More challenging is the proposed connection, or affinity, between composites and urban states. As a first step we can accept with James Scott (cited on page 110) that a characteristic aspect of the development of states is the fact that they impose incompleteness on the much more coherent constitutive communities they absorb.

However, accepting this point is still a long way from seeing a causative connection between this political fact and the presence of relatively standardised types of images or carvings of composites occurring in these states. Further elements along the causation trail connecting  states/towns and composites are proposed in chapter 6. There Wengrow talks of three modes: transformative, integrative and protective. I do not, however, see how these connect up with the general theories of the epidemiologists Wengrow discusses. Am I missing something there? Probably, but, if that is so, I would like Wengrow to spell this out in further exchanges in the forum.

1 Comment

  • comment-avatar
    David Wengrow 13 January 2016 (17:26)

    It’s good to begin with Maurice’s thoughts on the book, since as I note in my précis the whole thing originates in a conversation with him. In that context I should also mention my UCL colleague David Napier, with whom I began discussing these topics some years ago, and whose work (especially ‘Masks, Transformation and Paradox’ [1987], ‘Foreign Bodies’ [1990] and ‘The Age of Immunology’ [2003]) is highly relevant to the kind of issues we are discussing. It would be great if David could also be lured into the forum.

    Back to Maurice, who stresses the exploratory – and potentially risky – terrain we have entered. He notes, for instance, that my whole argument about image transfer is based on a specific modular view of cognition that may yet be refuted (all the more reason, then, for putting its assumptions to the test). I think this generally risky state of play with regard to culture and cognition has been well summarised by David Graeber, in his recent introduction to the English edition of Carlo Severi’s ‘Le Principe de la chimère’, which should enter our discussion at some point.

    The dilemma, as Graeber puts it, is that cognitive science has by now demolished the analytical basis for many classic studies of thought, symbolism, and communication (Lévi-Strauss, Vernant, Goody, etc.), without yet providing tools from which to construct new studies of comparable ambition or sophistication. The epidemiology of representations probably represents the most concerted effort at building such a tool-kit. Partly what we are doing in this forum is a “health-check”, assessing its current fitness for purpose, in relation to what is hopefully an appropriate dataset.

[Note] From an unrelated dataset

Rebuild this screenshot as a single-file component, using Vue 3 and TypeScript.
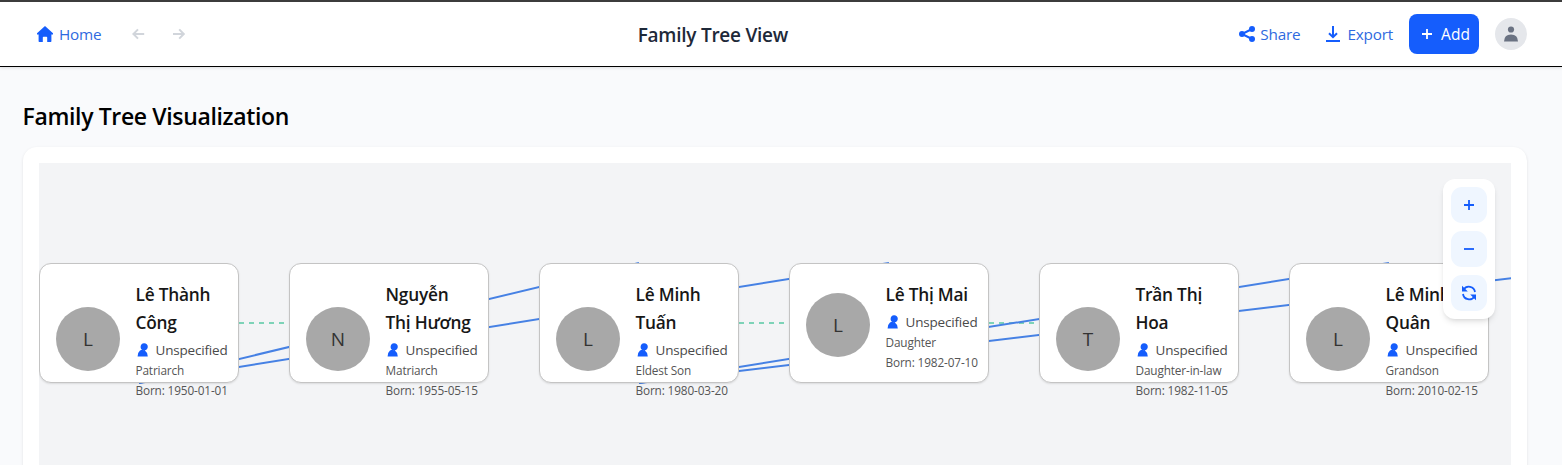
<script setup lang="ts">
interface Person {
  initial: string
  name: string[]
  role: string
  born: string
}

const people: Person[] = [
  { initial: 'L', name: ['Lê Thành', 'Công'], role: 'Patriarch', born: '1950-01-01' },
  { initial: 'N', name: ['Nguyễn', 'Thị Hương'], role: 'Matriarch', born: '1955-05-15' },
  { initial: 'L', name: ['Lê Minh', 'Tuấn'], role: 'Eldest Son', born: '1980-03-20' },
  { initial: 'L', name: ['Lê Thị Mai'], role: 'Daughter', born: '1982-07-10' },
  { initial: 'T', name: ['Trần Thị', 'Hoa'], role: 'Daughter-in-law', born: '1982-11-05' },
  { initial: 'L', name: ['Lê Minh', 'Quân'], role: 'Grandson', born: '2010-02-15' },
]

const descents = [
  [0, 2],
  [0, 3],
  [2, 5],
  [2, 6],
].map(([parent, child]) => ({ x1: parent * 250 + 100, x2: child * 250 + 100 }))

const marriages = [
  [0, 1],
  [2, 4],
].map(([a, b]) => ({ x1: a * 250 + 200, x2: b * 250 }))
</script>

<template>
  <div class="page">
    <header class="bar">
      <div class="side">
        <a class="link home">
          <svg width="16" height="16" viewBox="0 0 16 16" fill="currentColor">
            <path d="M8 0 16 7.3V8.4h-1.6V15.3q0 .7-.7.7H10.2V11.5q0-.7-.7-.7h-3q-.7 0-.7.7V16H2.3q-.7 0-.7-.7V8.4H0V7.3Z" />
          </svg>
          <span>Home</span>
        </a>
        <svg class="arrow" width="14" height="12" viewBox="0 0 14 12"><path d="M12.2 6H1.6M6 1.4 1.4 6 6 10.6" /></svg>
        <svg class="arrow next" width="14" height="12" viewBox="0 0 14 12"><path d="M1 6h10.6M7.2 1.4 11.8 6l-4.6 4.6" /></svg>
      </div>
      <h1>Family Tree View</h1>
      <div class="side right">
        <a class="link share">
          <svg width="16" height="16" viewBox="0 0 16 16">
            <path d="M13 3 3 8l10 5" fill="none" stroke="currentColor" stroke-width="2" />
            <g fill="currentColor"><circle cx="13" cy="3" r="3" /><circle cx="3" cy="8" r="3" /><circle cx="13" cy="13" r="3" /></g>
          </svg>
          <span>Share</span>
        </a>
        <a class="link export">
          <svg width="14" height="16" viewBox="0 0 14 16" fill="none" stroke="currentColor" stroke-width="2">
            <path d="M7 0v11M3 7.2l4 4 4-4M0 15h14" />
          </svg>
          <span>Export</span>
        </a>
        <button class="add">
          <svg width="10" height="10" viewBox="0 0 10 10"><path d="M5 0v10M0 5h10" /></svg>
          <span>Add</span>
        </button>
        <div class="user">
          <svg width="14" height="16" viewBox="0 0 14 16" fill="currentColor">
            <circle cx="7" cy="3.5" r="3.1" /><path d="M0 15.4Q.2 8.6 7 8.5q6.8.1 7 6.9Z" />
          </svg>
        </div>
      </div>
    </header>
    <main>
      <h2>Family Tree Visualization</h2>
      <section class="panel">
        <div class="canvas">
          <svg class="edges" width="1472" height="302">
            <line v-for="(l, i) in marriages" :key="'m' + i" class="marriage" :x1="l.x1" :x2="l.x2" y1="160" y2="160" />
            <line v-for="(l, i) in descents" :key="'d' + i" class="descent" :x1="l.x1" :x2="l.x2" y1="220" y2="100" />
          </svg>
          <div class="people">
            <article v-for="p in people" :key="p.born" class="card">
              <div class="avatar">{{ p.initial }}</div>
              <div class="info">
                <h3><span v-for="line in p.name" :key="line">{{ line }}</span></h3>
                <div class="gender">
                  <svg width="16" height="16" viewBox="0 0 16 16" fill="currentColor">
                    <path d="M8 1.2a3.6 3.6 0 1 1-.6 7.1A3.6 3.6 0 0 1 8 1.2M5.8 7.7 4 8.5Q1.7 10.4 1.6 14.4h10.2q-.2-4-3-5.8Z" />
                  </svg>
                  <span>Unspecified</span>
                </div>
                <p>{{ p.role }}</p>
                <p>Born: {{ p.born }}</p>
              </div>
            </article>
          </div>
          <div class="tools">
            <button><svg width="16" height="16" viewBox="0 0 16 16"><path d="M3 8h10M8 3v10" /></svg></button>
            <button><svg width="16" height="16" viewBox="0 0 16 16"><path d="M3 8h10" /></svg></button>
            <button>
              <svg width="16" height="16" viewBox="0 0 16 16">
                <path d="M2.6 4.6A6.2 6.2 0 0 1 14 7M13.4 11.4A6.2 6.2 0 0 1 2 9" />
                <path class="tip" d="M1 .8v5.8h5.8ZM15 15.2V9.4H9.2Z" />
              </svg>
            </button>
          </div>
        </div>
      </section>
    </main>
  </div>
</template>

<style>
html, body { margin: 0; overflow: hidden; }
</style>

<style scoped>
.page { box-sizing: border-box; height: 465px; overflow: hidden; background: #f9fafc; border-top: 2px solid #3c3c3c; font-family: "Open Sans", "Noto Sans", sans-serif; color: #000; }
h1, h2, h3, p { margin: 0; white-space: nowrap; }
svg { display: block; flex: none; }
button { border: 0; padding: 0; font: inherit; display: flex; align-items: center; justify-content: center; }
.bar { box-sizing: border-box; height: 65px; display: flex; align-items: center; justify-content: space-between; padding: 0 35px 0 37px; background: #fff; border-bottom: 1px solid #000; box-shadow: 0 1px 3px rgba(0,0,0,.12); }
.side { display: flex; align-items: center; }
h1 { font-size: 19px; font-weight: 600; line-height: 28px; color: #1e2939; letter-spacing: -.25px; padding-top: 2px; }
.link { display: flex; align-items: center; gap: 5px; font-size: 15.3px; line-height: 24px; color: #155dfc; letter-spacing: -.2px; }
.link span { color: #2f6ae0; }
.home { gap: 6px; }
.arrow { fill: none; stroke: #d1d5db; stroke-width: 2; margin-left: 31px; }
.next { margin-left: 26px; }
.export { margin-left: 26px; gap: 7px; }
.add { box-sizing: border-box; width: 70px; height: 40px; border-radius: 8px; margin-left: 16px; gap: 9px; background: #155dfc; color: #fff; font-size: 15.5px; font-weight: 500; padding-left: 4px; }
.add svg { fill: none; stroke: #fff; stroke-width: 1.8; }
.user { width: 32px; height: 32px; border-radius: 50%; margin-left: 16px; background: #e5e7eb; color: #6a7282; display: flex; align-items: center; justify-content: center; }
main { padding: 33px 35px 0 23px; }
h2 { font-size: 23px; line-height: 32px; font-weight: 600; letter-spacing: -.36px; margin-left: -.4px; }
.panel { margin-top: 15px; padding: 16px; height: 340px; border-radius: 14px; background: #fff; box-shadow: 0 1px 3px rgba(0,0,0,.1); }
.canvas { position: relative; height: 320px; overflow: hidden; background: #f3f4f6; }
.edges { position: absolute; left: 0; top: 0; }
.descent { stroke: #4681e4; stroke-width: 2; }
.marriage { stroke: #7dd3b8; stroke-width: 2; stroke-dasharray: 5 5; }
.people { position: relative; display: flex; gap: 50px; padding-top: 100px; }
.card { box-sizing: border-box; flex: none; width: 200px; height: 120px; padding: 16px; border: 1px solid #c4c4c4; border-radius: 12px; background: #fff; display: flex; align-items: flex-start; gap: 15.5px; box-shadow: 0 1px 2px rgba(0,0,0,.1); }
.avatar { flex: none; width: 64px; height: 64px; border-radius: 50%; background: #a8a8a8; color: #333; font-size: 19px; line-height: 65px; text-align: center; margin-top: 27px; }
.card:nth-child(4) .avatar { margin-top: 13px; }
.info { width: 86px; flex: none; padding-top: 1px; }
h3 { font-size: 17.3px; line-height: 28px; font-weight: 600; color: #171717; letter-spacing: -.22px; }
h3 span { display: block; }
.gender { display: flex; align-items: center; gap: 4px; height: 20px; margin: 3px 0 0; font-size: 13.5px; color: #4a4a4a; letter-spacing: -.18px; }
.gender svg { color: #155dfc; }
p { font-size: 11.8px; line-height: 20px; color: #555; letter-spacing: -.14px; }
.tools { position: absolute; right: 16px; top: 16px; display: flex; flex-direction: column; gap: 8px; padding: 8px; border-radius: 12px; background: #fff; box-shadow: 0 4px 6px -1px rgba(0,0,0,.1), 0 2px 4px -2px rgba(0,0,0,.1); }
.tools button { width: 36px; height: 36px; border-radius: 11px; background: #eff6ff; }
.tools svg { fill: none; stroke: #155dfc; stroke-width: 1.8; }
.tools .tip { fill: #155dfc; stroke: none; }
</style>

    Maurice characterises the ‘two sides’ of the dataset in a way that is completely consistent with the aims and arguments of the book, as I tried to develop them. Providing they fulfil certain minimal common-sense requirements, we are innately predisposed to perceive disjunctive anatomical forms (like the coquettish unicorn decorating his forum post) as being nevertheless organic and animate, in ways that are special and arresting. This is an evolved mental capacity, sporadically attested in prehistoric art dating back at least to Upper Palaeolithic times, and no doubt earlier examples will one day be forthcoming. But the epidemic properties of the composite figure as image – and on my limited definition of such – were unleashed only through a combination of factors that came into play much more recently; factors institutional and technological, coinciding broadly with the emergence of large-scale, centrally organised societies around six thousand years ago.

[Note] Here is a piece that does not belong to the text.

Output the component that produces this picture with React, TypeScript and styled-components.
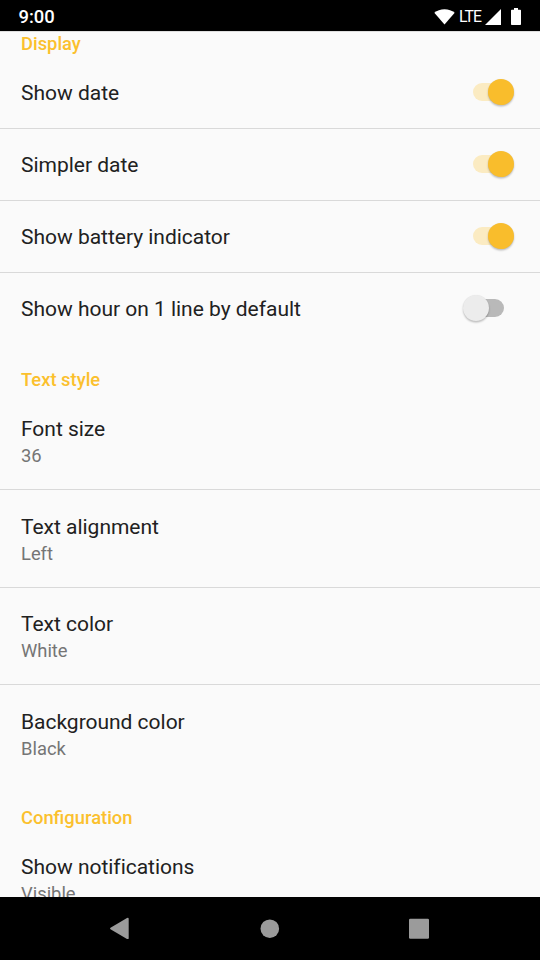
import React from "react";
import styled, { createGlobalStyle } from "styled-components";

const GlobalStyle = createGlobalStyle`
  *, *::before, *::after { box-sizing: border-box; }
  html, body { margin: 0; padding: 0; background: #000; }
  body { font-family: Roboto, sans-serif; overflow: hidden; }
`;

const Screen = styled.div`
  display: flex;
  flex-direction: column;
  width: 540px;
  height: 960px;
  background: #fafafa;
  overflow: hidden;
`;

const StatusBar = styled.header`
  flex: none;
  display: flex;
  align-items: center;
  justify-content: space-between;
  height: 31px;
  padding: 2px 19px 0 18.5px;
  background: #000;
  color: #fff;
`;

const Clock = styled.span`
  font-size: 18.4px;
  font-weight: 500;
  line-height: 22px;
`;

const StatusIcons = styled.div`
  display: flex;
  align-items: center;
  height: 20px;
  svg { display: block; fill: #fff; }
`;

const Network = styled.span`
  width: 24px;
  margin: 0 2px 0 4px;
  font-size: 15.75px;
  font-weight: 400;
  line-height: 20px;
  letter-spacing: -0.9px;
`;

const BatteryIcon = styled.svg`
  margin-left: 10px;
`;

const Viewport = styled.main`
  flex: 1;
  min-height: 0;
  overflow: hidden;
  background: #fafafa;
  border-top: 1px solid #dedede;
`;

const SettingsList = styled.div`
  margin-top: -23.5px;
`;

const Category = styled.h2`
  height: 48px;
  margin: 0;
  padding: 24px 21px 0;
  color: #fbc02d;
  font-size: 18.375px;
  font-weight: 500;
  line-height: 22px;
`;

const Row = styled.div<{ $tall?: boolean; $divided?: boolean }>`
  display: flex;
  align-items: center;
  justify-content: space-between;
  height: ${(p) => (p.$tall ? 97.5 : 72)}px;
  padding: 0 21px;
  border-bottom: 1px solid ${(p) => (p.$divided ? "#d9d9d9" : "transparent")};
`;

const Labels = styled.div`
  display: flex;
  flex-direction: column;
  padding-top: 3px;
`;

const Title = styled.span`
  color: #212121;
  font-size: 21px;
  line-height: 25px;
  letter-spacing: -0.02px;
  white-space: nowrap;
`;

const Summary = styled.span`
  margin-top: 3px;
  color: #757575;
  font-size: 18.375px;
  line-height: 22px;
`;

const Track = styled.span<{ $on: boolean }>`
  display: flex;
  align-items: center;
  justify-content: ${(p) => (p.$on ? "flex-end" : "flex-start")};
  width: 31px;
  height: 18px;
  margin-right: 15px;
  border-radius: 9px;
  background: ${(p) => (p.$on ? "#fbebc2" : "#b9b9b9")};
`;

const Thumb = styled.span<{ $on: boolean }>`
  flex: none;
  width: 26px;
  height: 26px;
  margin: ${(p) => (p.$on ? "0 -10px 0 0" : "0 0 0 -10px")};
  border-radius: 50%;
  background: ${(p) => (p.$on ? "#f9bd2c" : "#ececec")};
  box-shadow: 0 1.5px 2px rgba(0, 0, 0, 0.24), 0 0 1px rgba(0, 0, 0, 0.08);
`;

const NavBar = styled.nav`
  flex: none;
  display: flex;
  align-items: center;
  justify-content: space-between;
  height: 63px;
  padding: 0 110px 0 107px;
  background: #000;
  svg { display: block; fill: #9b9b9b; }
`;

type Setting = { title: string; summary?: string; on?: boolean };

const sections: { name: string; items: Setting[] }[] = [
  {
    name: "Display",
    items: [
      { title: "Show date", on: true },
      { title: "Simpler date", on: true },
      { title: "Show battery indicator", on: true },
      { title: "Show hour on 1 line by default", on: false },
    ],
  },
  {
    name: "Text style",
    items: [
      { title: "Font size", summary: "36" },
      { title: "Text alignment", summary: "Left" },
      { title: "Text color", summary: "White" },
      { title: "Background color", summary: "Black" },
    ],
  },
  {
    name: "Configuration",
    items: [{ title: "Show notifications", summary: "Visible" }],
  },
];

export default function App() {
  return (
    <Screen>
      <GlobalStyle />
      <StatusBar>
        <Clock>9:00</Clock>
        <StatusIcons>
          <svg width="21" height="16" viewBox="0 0 21 16">
            <path d="M10.5 15.6 0.3 3.7C3 1.5 6.6 0.2 10.5 0.2S18 1.5 20.7 3.7Z" />
          </svg>
          <Network>LTE</Network>
          <svg width="16" height="16" viewBox="0 0 16 16">
            <path d="M0 16 16 0V16Z" />
          </svg>
          <BatteryIcon width="10" height="17" viewBox="0 0 10 17">
            <path d="M3 0H7V1.7H9.2Q10 1.7 10 2.5V16.2Q10 17 9.2 17H0.8Q0 17 0 16.2V2.5Q0 1.7 0.8 1.7H3Z" />
          </BatteryIcon>
        </StatusIcons>
      </StatusBar>
      <Viewport>
        <SettingsList>
          {sections.map((section) => (
            <section key={section.name}>
              <Category>{section.name}</Category>
              {section.items.map((item, i) => (
                <Row
                  key={item.title}
                  $tall={item.summary !== undefined}
                  $divided={i < section.items.length - 1}
                >
                  <Labels>
                    <Title>{item.title}</Title>
                    {item.summary && <Summary>{item.summary}</Summary>}
                  </Labels>
                  {item.on !== undefined && (
                    <Track $on={item.on}>
                      <Thumb $on={item.on} />
                    </Track>
                  )}
                </Row>
              ))}
            </section>
          ))}
        </SettingsList>
      </Viewport>
      <NavBar>
        <svg width="24" height="24" viewBox="0 0 24 24">
          <path d="M3.5 10.7 20 1Q21.7 0.3 21.7 2V20.9Q21.7 22.6 20 21.9L3.5 12.2Q2.5 11.4 3.5 10.7Z" />
        </svg>
        <svg width="20" height="20" viewBox="0 0 20 20">
          <circle cx="9.8" cy="9.7" r="9.3" />
        </svg>
        <svg width="22" height="22" viewBox="0 0 22 22">
          <rect x="1" y="0.8" width="20" height="20" rx="1.3" />
        </svg>
      </NavBar>
    </Screen>
  );
}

    If my book really is, as Maurice suggests, the first serious attempt at a case study in the epidemiology of culture (sensu Sperber), then that’s both exciting and gratifying. I’m not sure it is. Others will no doubt have their own ideas of what constitutes a serious attempt, or in fact what constitutes a truly epidemiological approach. More specifically he asks how my three suggested ‘modes’ of image transfer – described in chapter 6 as ‘transformative’, ‘integrative’, and ‘protective’ – relate to the general principles of such an approach.

    I can best try to answer this with reference to a passage from Maurice’s own study (with Dan Sperber) on the mother’s brother controversy:

    ‘… the task of the epidemiology of representations is not to describe in any detail the actual causal chains that stabilize (or destabilize) a particular cultural representation (although in some cases it is of great historical interest to be able to do so) but to identify factors and processes that help explain the existence and effect of these causal chains. For instance, showing that a particular folktale has an optimal structure for human memory and that there are recurring social situations in a given society in which people are motivated to tell it or to have it told helps explain why the tale is told again and again with little or no distortion of content in that society.’ (Bloch & Sperber 2002, ‘Kinship and Evolved Psychological Dispositions’, in Current Anthropology 43[5]: 727).

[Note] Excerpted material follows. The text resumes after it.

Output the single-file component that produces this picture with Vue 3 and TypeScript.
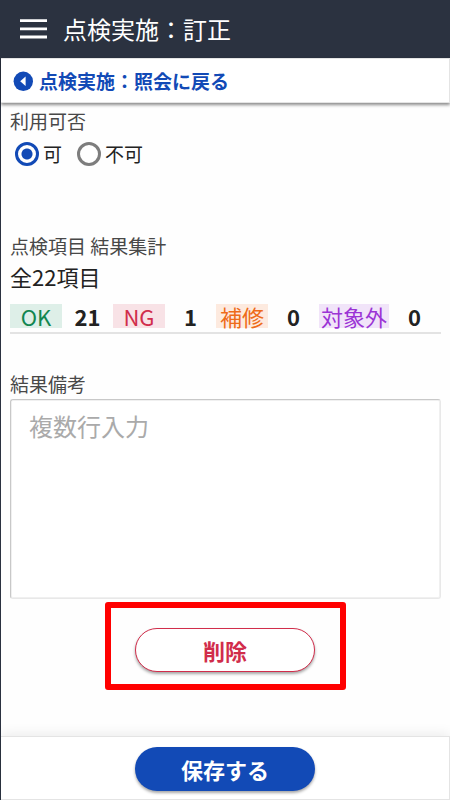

    My ‘modes’ are stepping stones towards the ‘recurring social situations’ of this formulation. Neither macro- nor micro-scale phenomena, they attempt to describe something in between: processes such as state formation and the expansion of trade networks, unfolding over generations, that seem to recurrently frame and stimulate the kind of visual experimentation I’m concerned with. My colleague Stephen Shennan suggested a possible parallel here with the ‘cycles of contingency’ discussed by developmental systems theorists like Russell Gray: ‘contingent cycles of interaction among a varied set of developmental resources, no one of which controls the process’ (see Oyama, S. et al. 2001, ‘Cycles of Contingency: Developmental Systems and Evolution’. Cambridge, MA, and Boston: MIT Press).

    I would like to think a bit more about how these middle-range phenomena relate both to the larger and smaller scales of analysis required by an epidemiological approach. My last comment for now concerns one of Maurice’s “niggly” points, because I don’t think it’s all that niggly. That’s the one about different types of figuration, and whether the composite images discussed in my book are truly distinct from other famous examples, such as those of the American North West Coast or Island Oceania?

    Other contributors to the forum are better placed to answer this, but the general point is quite central to my argument. Hard as they sometimes are to pin down, I don’t think these kinds of contrasts in the way images are put together are necessarily vague or trivial. As I see it, the Descola/’Fabrique des images’ exhibition aimed precisely to show how different modes of figuration – different ways of building images – imply wider differences in concepts of relationality, linking up with other areas of practical activity, associative reasoning, social learning, and speculative thought. Barbara Stafford’s work, also referred to in my précis, does this in a different way.

    My thanks to Maurice for comments that give me a lot to think about – I will carry on thinking about them in light of the unfolding discussion.